Morgan is a horror movie about an artificial child that quickly runs out of control and causes much death and destruction. With that outcome, producers at Fox nonetheless thought it might be a good idea to get a real artificial intelligence involved in preparing it for release (the movie came out on Friday). So they asked a research team at IBM to leverage their multitasking AI, Watson, to pick the scenes for a movie trailer.
Watson did so with gusto, astounding even the developers of the learning software. This could open doors to other uses of video processing, and take the work out of sorting through large amounts of video data, including what's generated by police-worn body cameras.
As for the trailer, "this was very much an experimental investigation. We didn't know a priori how this was going to turn out," said John Smith, lead of the IBM research team in Yorktown Heights, New York, in phone call. "It was the first time we went into a very specific genre, like horror. In the end, it was quite surprising and we were very pleased with what we learned from this."
Morgan. IBM Creates First Movie Trailer By AI. Video: 20th Century Fox/YouTube
The team used systems that they had already developed, known as the visual recognition services part of the IBM Watson Developer Cloud, which allows companies tap into the abilities of this particular AI. Watson already understood how to process video footage, and can interpret emotional content. All the team needed to do was teach Watson about the horror genre, specifically.
After feeding the AI roughly 100 horror movies from various eras (including the 1976 classic The Omen), it didn't take much for the software to begin picking out patterns.
"The approach that we took here was very much machine learning, deep learning statistical analysis," said Smith. The AI was trained on a series of inputs (horror movies) to learn to recognize features. Watson could then label emotions that were present in a scene, without human intervention.
The AI can successfully tell what's in a scene because emotions can be quantified in two dimensions: arousal and valence.
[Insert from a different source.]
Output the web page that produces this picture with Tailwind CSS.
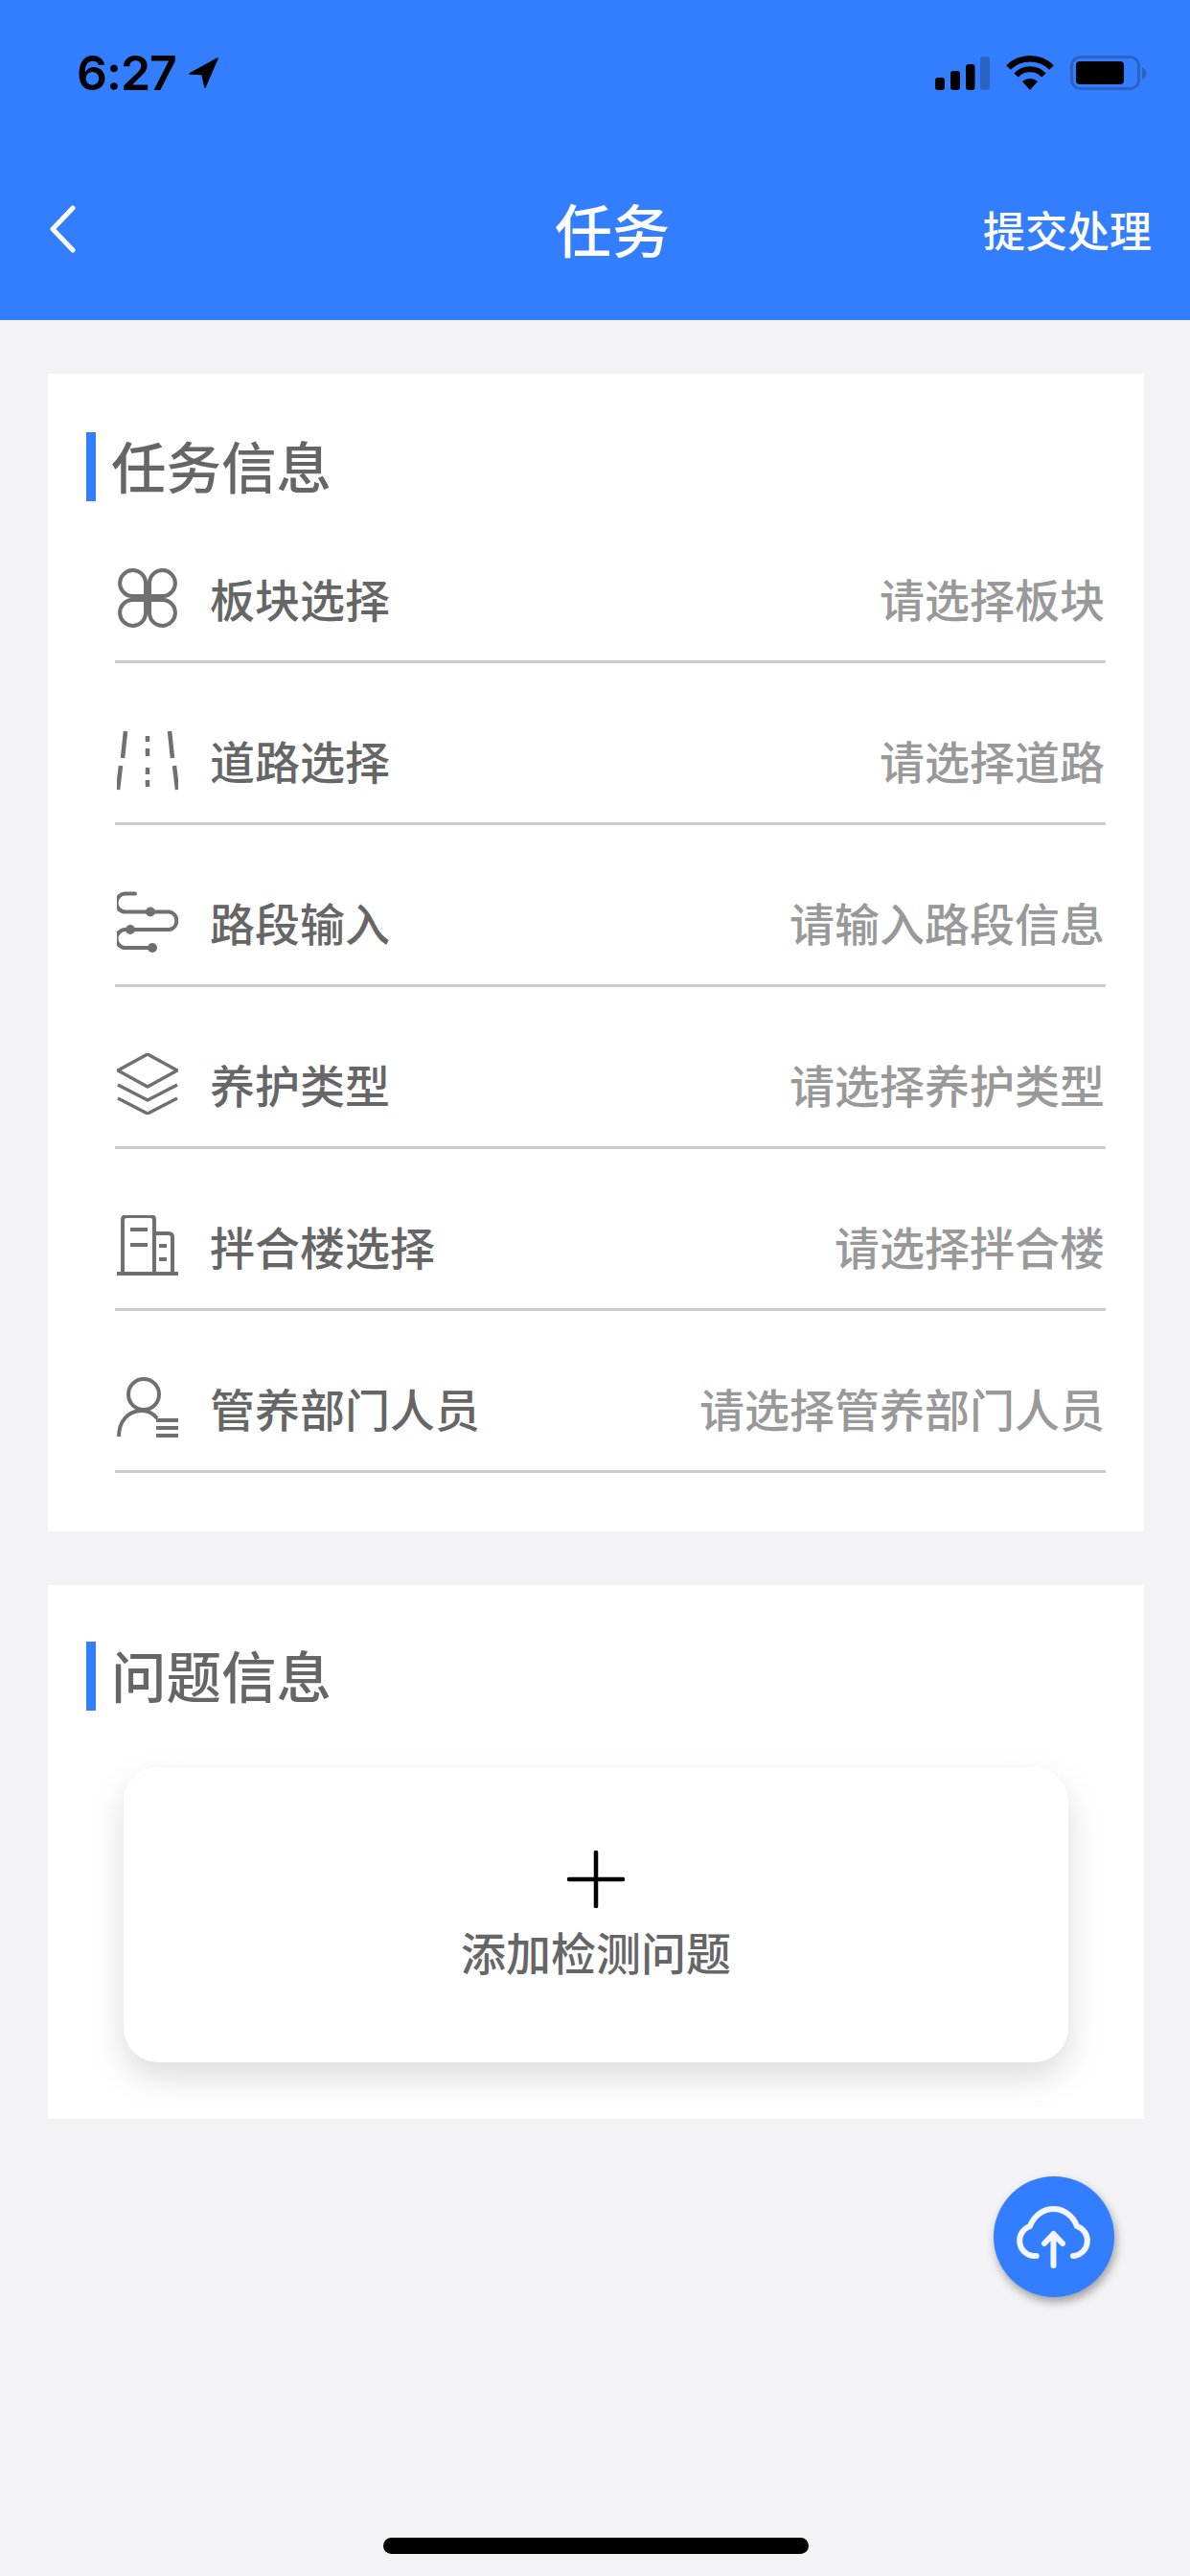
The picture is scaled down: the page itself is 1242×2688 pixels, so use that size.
<!DOCTYPE html>
<html lang="zh-CN">
<head>
  <meta charset="UTF-8">
  <meta name="viewport" content="width=device-width, initial-scale=1.0">
  <title>任务</title>
  <script src="https://cdn.jsdelivr.net/npm/@tailwindcss/browser@4"></script>
</head>
<body class="bg-[#f3f3f5] font-['Noto_Sans_CJK_SC',sans-serif]">
  <div class="relative w-[1242px] h-[2688px] overflow-hidden">
    <!-- 顶部导航 -->
    <header class="h-[334px] bg-[#337eff]">
      <div class="h-[156px] pt-[48px] pl-[80px] pr-[45px] flex items-start justify-between">
        <div class="flex items-center gap-[12px] h-[56px]">
          <span class="font-['Inter',sans-serif] font-semibold text-[50px] leading-[56px] tracking-[-1px] text-black">6:27</span>
          <svg class="w-[34px] h-[34px]" viewBox="0 0 34 34"><path d="M31 2 L2 18 L15 18.500 L18 32 Z" fill="#000" stroke="#000" stroke-width="1.500" stroke-linejoin="round"/></svg>
        </div>
        <div class="flex items-center gap-[17px] h-[56px]">
          <svg class="w-[57px] h-[36px]" viewBox="0 0 57 36">
            <rect x="0" y="23" width="10" height="13" rx="3" fill="#000"/>
            <rect x="16" y="16" width="10" height="20" rx="3" fill="#000"/>
            <rect x="32" y="9" width="9.500" height="27" rx="3" fill="#000"/>
            <rect x="47" y="1" width="10" height="35" rx="3" fill="#2a63c4"/>
          </svg>
          <svg class="w-[50px] h-[36px]" viewBox="0 0 50 36">
            <path d="M2.500 12.500 A32 32 0 0 1 47.500 12.500" fill="none" stroke="#000" stroke-width="6.500"/>
            <path d="M10.500 20.500 A20 20 0 0 1 39.500 20.500" fill="none" stroke="#000" stroke-width="6"/>
            <path d="M17 27 L25 36 L33 27 A12 12 0 0 0 17 27 Z" fill="#000"/>
          </svg>
          <svg class="w-[80px] h-[36px]" viewBox="0 0 80 36">
            <rect x="1.500" y="1.500" width="70" height="33" rx="9" fill="none" stroke="#2a63c4" stroke-width="3"/>
            <rect x="6" y="6" width="50" height="24" rx="4" fill="#000"/>
            <path d="M75 12 A7 7 0 0 1 75 25 Z" fill="#2a63c4"/>
          </svg>
        </div>
      </div>
      <div class="relative h-[168px] flex items-center justify-center pl-[36px] pb-[4px]">
        <svg class="absolute left-[50px] top-[58px] w-[30px] h-[50px]" viewBox="0 0 30 50"><path d="M26 3 L5 25 L26 47" fill="none" stroke="#fff" stroke-width="5" stroke-linecap="round" stroke-linejoin="round"/></svg>
        <h1 class="text-[60px] leading-[80px] font-medium text-white">任务</h1>
        <span class="absolute right-[40px] top-[61px] text-[44px] leading-[44px] font-medium text-white">提交处理</span>
      </div>
    </header>

    <!-- 任务信息 -->
    <section class="mt-[56px] ml-[50px] mr-[48px] h-[1208px] bg-white pt-[61px]">
      <div class="h-[72px] border-l-[10px] border-[#337eff] ml-[40px] pl-[16px] pb-[4px] flex items-center">
        <h2 class="text-[57.500px] leading-[68px] font-medium text-[#666]">任务信息</h2>
      </div>
      <div class="ml-[70px] mr-[40px] flex flex-col">
        <div class="h-[169px] pt-[36px] border-b-[3px] border-[#cccccc] flex items-center justify-between">
          <div class="flex items-center gap-[33px]">
            <svg class="w-[64px] h-[64px] ml-[2px]" viewBox="0 0 64 64" fill="none" stroke="#707070" stroke-width="4">
              <path d="M30 30 H15 A13.500 13.500 0 1 1 30 15 Z"/>
              <path d="M34 30 H49 A13.500 13.500 0 1 0 34 15 Z"/>
              <path d="M30 34 H15 A13.500 13.500 0 1 0 30 49 Z"/>
              <path d="M34 34 H49 A13.500 13.500 0 1 1 34 49 Z"/>
            </svg>
            <span class="text-[47px] leading-[64px] font-medium text-[#666]">板块选择</span>
          </div>
          <span class="text-[47px] leading-[64px] font-medium text-[#999] pr-[1px]">请选择板块</span>
        </div>
        <div class="h-[169px] pt-[36px] border-b-[3px] border-[#cccccc] flex items-center justify-between">
          <div class="flex items-center gap-[33px]">
            <svg class="w-[64px] h-[64px] ml-[2px]" viewBox="0 0 64 64" fill="none" stroke="#707070" stroke-width="4.500">
              <path d="M9 2 L6 30 M4 38 L1 63 M55 2 L58 30 M60 38 L63 63"/>
              <path d="M32 7 V13 M32 20 V28 M32 40 V47 M32 53 V60"/>
            </svg>
            <span class="text-[47px] leading-[64px] font-medium text-[#666]">道路选择</span>
          </div>
          <span class="text-[47px] leading-[64px] font-medium text-[#999] pr-[1px]">请选择道路</span>
        </div>
        <div class="h-[169px] pt-[36px] border-b-[3px] border-[#cccccc] flex items-center justify-between">
          <div class="flex items-center gap-[33px]">
            <svg class="w-[64px] h-[64px] ml-[2px]" viewBox="0 0 64 64" fill="none" stroke="#707070" stroke-width="4" stroke-linecap="round">
              <path d="M19 2.500 H9 A9.500 9.500 0 0 0 9 21.500 H55 A9.500 9.500 0 0 1 55 40 H14 M14 40 H9 A9.500 9.500 0 0 0 9 59 H37"/>
              <g fill="#707070" stroke="none">
                <circle cx="35" cy="21.500" r="5"/>
                <circle cx="14" cy="40" r="5"/>
                <circle cx="37" cy="59" r="5"/>
              </g>
            </svg>
            <span class="text-[47px] leading-[64px] font-medium text-[#666]">路段输入</span>
          </div>
          <span class="text-[47px] leading-[64px] font-medium text-[#999] pr-[1px]">请输入路段信息</span>
        </div>
        <div class="h-[169px] pt-[36px] border-b-[3px] border-[#cccccc] flex items-center justify-between">
          <div class="flex items-center gap-[33px]">
            <svg class="w-[64px] h-[64px] ml-[2px]" viewBox="0 0 64 64" fill="none" stroke="#707070" stroke-width="3.500" stroke-linejoin="round">
              <path d="M32 1 L63 18 L32 35 L1 18 Z"/>
              <path d="M1 33 L32 49 L63 33"/>
              <path d="M1 47 L32 63 L63 47"/>
            </svg>
            <span class="text-[47px] leading-[64px] font-medium text-[#666]">养护类型</span>
          </div>
          <span class="text-[47px] leading-[64px] font-medium text-[#999] pr-[1px]">请选择养护类型</span>
        </div>
        <div class="h-[169px] pt-[36px] border-b-[3px] border-[#cccccc] flex items-center justify-between">
          <div class="flex items-center gap-[33px]">
            <svg class="w-[64px] h-[64px] ml-[2px]" viewBox="0 0 64 64" fill="none" stroke="#707070" stroke-width="4">
              <path d="M0 61 H64"/>
              <path d="M6 61 V5 Q6 1 10 1 H35 Q39 1 39 5 V61"/>
              <path d="M39 19 H54 Q58 19 58 23 V61"/>
              <path d="M14 15 H32 M14 31 H32 M44 32 H52 M44 46 H52"/>
            </svg>
            <span class="text-[47px] leading-[64px] font-medium text-[#666]">拌合楼选择</span>
          </div>
          <span class="text-[47px] leading-[64px] font-medium text-[#999] pr-[1px]">请选择拌合楼</span>
        </div>
        <div class="h-[169px] pt-[36px] border-b-[3px] border-[#cccccc] flex items-center justify-between">
          <div class="flex items-center gap-[33px]">
            <svg class="w-[64px] h-[64px] ml-[2px]" viewBox="0 0 64 64" fill="none" stroke="#707070" stroke-width="4">
              <circle cx="28" cy="18" r="16"/>
              <path d="M2 62 C2 46 12 35 26 35 C33 35 38 38 42 43"/>
              <path d="M41 45 H64 M41 53 H64 M41 61 H64"/>
            </svg>
            <span class="text-[47px] leading-[64px] font-medium text-[#666]">管养部门人员</span>
          </div>
          <span class="text-[47px] leading-[64px] font-medium text-[#999] pr-[1px]">请选择管养部门人员</span>
        </div>
      </div>
    </section>

    <!-- 问题信息 -->
    <section class="mt-[56px] ml-[50px] mr-[48px] h-[557px] bg-white pt-[59px]">
      <div class="h-[72px] border-l-[10px] border-[#337eff] ml-[40px] pl-[16px] pb-[4px] flex items-center">
        <h2 class="text-[57.500px] leading-[68px] font-medium text-[#666]">问题信息</h2>
      </div>
      <div class="mt-[59px] ml-[79px] w-[986px] h-[308px] bg-white rounded-[36px] shadow-[0_16px_36px_rgba(0,0,0,0.14)] flex flex-col items-center pt-[87px]">
        <svg class="w-[60px] h-[60px]" viewBox="0 0 60 60"><path d="M30 2 V58 M2 30 H58" stroke="#000" stroke-width="4.500" stroke-linecap="round"/></svg>
        <span class="mt-[15px] text-[47px] leading-[60px] font-medium text-[#666]">添加检测问题</span>
      </div>
    </section>

    <!-- 上传按钮 -->
    <button class="absolute left-[1037px] top-[2271px] w-[126px] h-[126px] rounded-full bg-[#337eff] shadow-[2px_5px_10px_rgba(0,0,0,0.35)] flex items-center justify-center">
      <svg class="w-[80px] h-[70px]" viewBox="0 0 80 70" fill="none" stroke="#f3f6ff" stroke-width="6" stroke-linecap="round" stroke-linejoin="round">
        <path d="M21.700 55 H18 A16 16 0 0 1 15 24 C19 13 29 6 39.500 6 C50 6 60 13 64 24 A16 16 0 0 1 61 55 H60"/>
        <path d="M39.500 65 V32 M30 42 L39.500 32 L49 42"/>
      </svg>
    </button>

    <!-- Home 指示条 -->
    <div class="absolute left-[400px] top-[2648px] w-[444px] h-[17px] rounded-full bg-black"></div>
  </div>
</body>
</html>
Each emotion falls on a Cartesian plane where valence is measured as negative or positive. The second axis, arousal, is the level of agitation: Is the emotion soothing or exciting?
"For example, 'joy' can be considered high arousal and high valence, 'sad' is low arousal and low valence, 'fear' his high arousal and low valence," Smith elaborated in a follow-up email. "When applied to a new movie, the computer sees patterns in this arousal vs. valence space along with the extracted visual object and place categories, which allows it to pick the statistically dominant scenes."
Researchers initially tried to get Watson to recognize tropes of the genre: classic scenes of a mysterious figure hiding from the character who's on the phone, for example, or the car that won't start. But what the AI picked up on was emotional content, like fear and tenderness.
"When we looked at the patterns of those emotional-type signals in trailers," said Smith, "we could actually see that they were dominating."
They ran the entirety of Morgan through this processing. Watson chose ten scenes to send to the human editor, who eventually cut the trailer together.
"In the end, [the editor] used nine out of the ten [clips] and did some very nice work." The editor fine-tuned the boundaries of the clip, inserted transitions and added the music score, according to Smith. "So, that was a completely human process," he said.
With advances in video processing, the tech is also applicable to large collections of video footage, like police-worn body cameras. A current problem with the use of these cameras is the gargantuan task of sorting through hours of mundane video. When I brought up that connection, Smith told me that IBM is in the midst of working on a solution to that problem, too.
"A lot of the same components and tools that we used here for Morgan, we're also applying to body-worn cameras for law enforcement. It's a big area, 12 million police officers worldwide, and many of them will be wearing body-worn cameras. That's a huge amount of video, so we're already going down that path," he said.